Monday, May 02, 2011
The half-dead weekend man.
After age thirty, I'd often pause on the even decades of life to, sort- of, mourn the passage of my youth.
Ah, thirty. Borderline between youth and maturity...But harder and harder now to get over the monstrous all- nighters, working all day and having a twelve pack that evening just to get over it all. But by 31, you can't do the entire twelve bottles; there is a liverishness now to your liver from the gin of the last debauch, and, as you try to play the role of lover at night, there seems to be a problem with your shift-lever mechanism. Maybe it's the cigarettes....Coughing frutily--or in the language if those days, turning fruit?

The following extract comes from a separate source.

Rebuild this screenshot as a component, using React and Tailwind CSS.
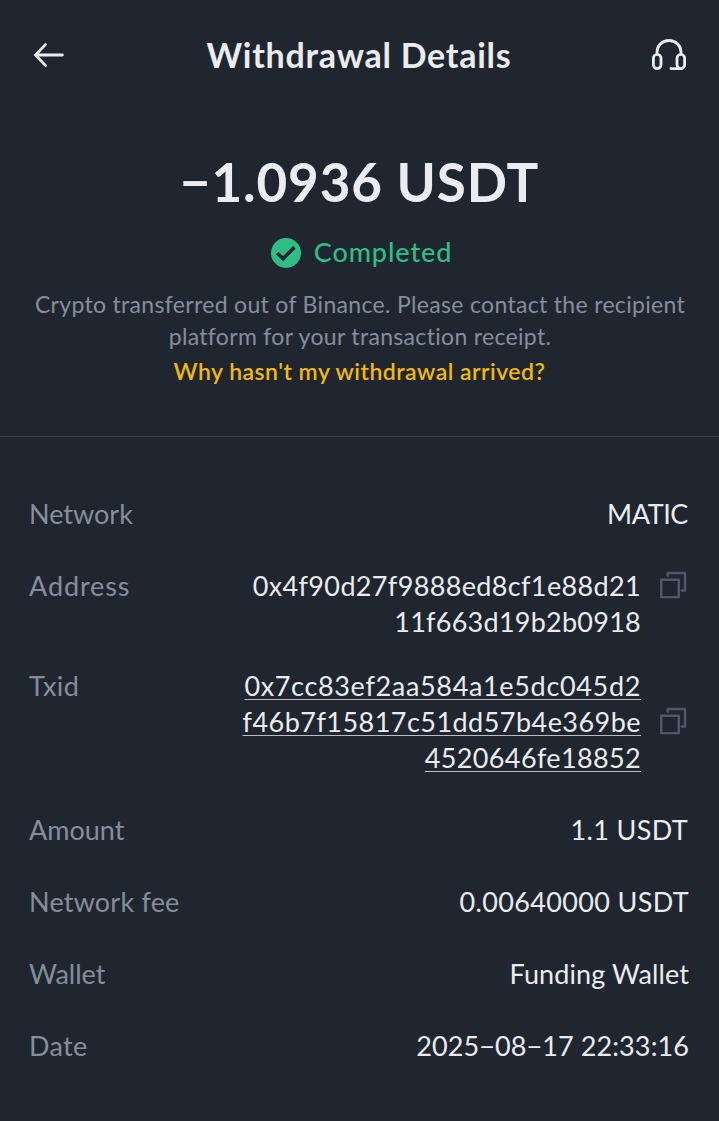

Wha' hoppen? My youth is passing.
At forty, I once again mourned the passing of my youth.
Mid-life crisis. A Dr. Smith character now, out of Lost In Space. "Oh, dear. What will become of me?"
Younger partner tired of my neuroticism, even less impressed by my eroticism. "Here's a vacuum cleaner, Ponce de Leon. You can rhuminate and fantacize while actually doing something useful. You were once my friend and lover. Now it' s more like friend and loafer."
I had to laugh. Well, at least the ole sense of humour is not gone, either in her or in me.
But no sense of humour when I was caught at something naughty. Oh, Ponce de Leon! Do not go fishing in borbidden streams! Do not attract moonbeams in a strange bed!
Kicked out, I was suddenly Fritz the Cat, meeting all sorts of denizens down there near the sewers.
I complained to a new drinking buddy, that I had been caught at cheating.
"You think that's something? I was caught in the showers with George Hyslop, the President of Toronto's Community Homophile "Association."
I'd answered, "Well, at least he's not suing for divorce."
At fifty, among the pipes and old hissing radiators of rooming houses, I once again mourned the passing of my youth.
Listening to Bob Seeger:
"Twenty years, where'd they go
Twenty years, I don't know
I sit and wonder sometimes
where they'd gone
At sixty, residing in my old Dodge hatchback, I one again mourned the passing of my youth.
A gorgeous brunette passed where I was parked, near the Walmart. She saw my look of abject need.
"You poor thing. You look like you need to get laid...Can't help you right now, 'cause I just did. ...But I'll come around tomorrow..."
I turned that night from mourner to optimist.
And the next day from loafer to lover.
Even with half an erection
I had all these years, forgotten the bounty of the woman, the cycle of life.
Strange realization, as I sit today, at seventy,up to no good at all, when the phone rings. "I think you need to get laid....Will that be a prooblem for you?"
I am Nat King Cole.
Ponce de Leon, finally arrived in the country of flowers.